Study of Hardening and Softening Characteristics in A-site Acceptor- and Donor-Doped 0.93Bi0.5Na0.5TiO3-0.07BaTiO3 Lead-Free Piezoceramics

The still unclear and inconsistent doping effects, particularly the effects of acceptor (hard) doping in BNT-based lead-free ceramics compared to PZT, are one of the reasons that have limited their usage in commercial applications. In this study, the effects of A-site Ag+ acceptor doping on the structure, dielectric, electrical conductivity and electromechanical properties of lead-free 0.93BNT-0.07BT (BNBT) ceramics (Ag100x, x=0.01-0.04) were systematically investigated. Rietveld refinement analysis revealed the coexistence of rhombohedral (R3c) and tetragonal (P4bm) phases, with an increase in P4bm phase fraction as x increased. An increasing of x value led to a significant decrease in resistivity (~1 order of magnitude) and a change from homogeneous to heterogeneous electrical microstructure. Furthermore, Ag+ doping has been found to exhibit amphoteric effects on the electromechanical properties. At low doping levels (x=0.01-0.02), the materials displayed a constricted P-E loop with a significant decrease in coercive field (Ec), and increases in dielectric loss (tan delta), permittivity (epsilon r), and piezoelectric coefficient (d33), which resemble softening characteristics.
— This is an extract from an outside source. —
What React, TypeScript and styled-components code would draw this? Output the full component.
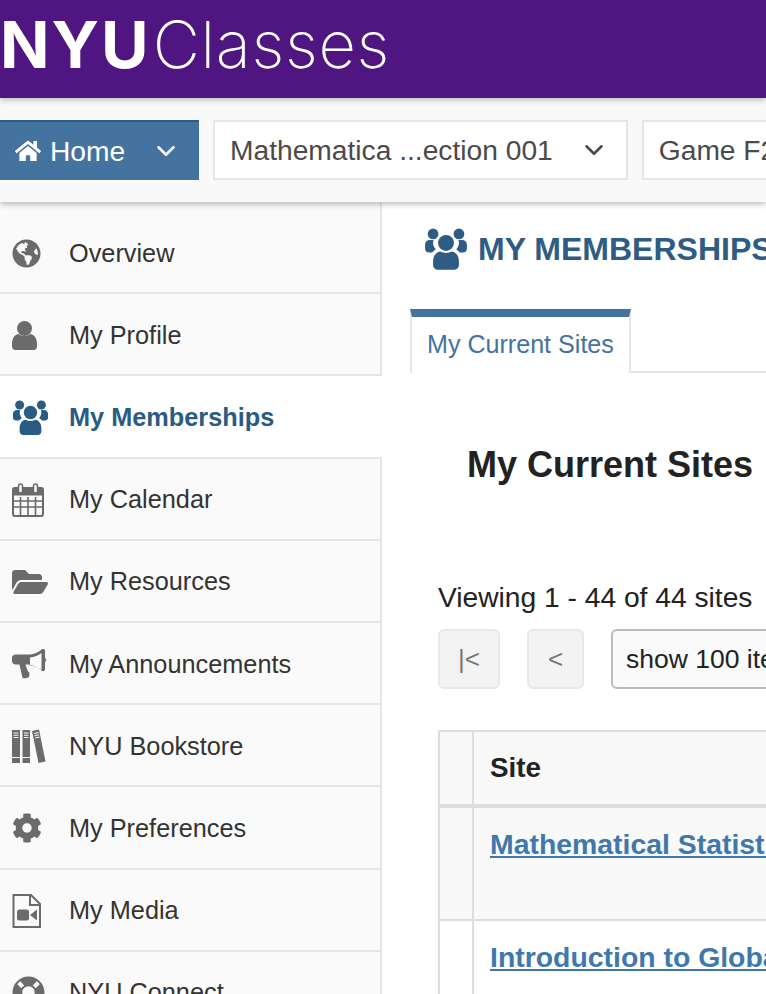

In contrast, for higher doping level (x=0.03-0.04), a square P-E loop with a substantial increase Ec and a decrease in Pr, Pm was detected, along with a decrease in tan delta, epsilon r, and d33, which are all the indication of hardening characteristics in PZT. These findings provide a better understanding of the effects of A-site acceptor doping on BNT-based ceramics, which can aid a more reliable modification of these materials for real-world applications.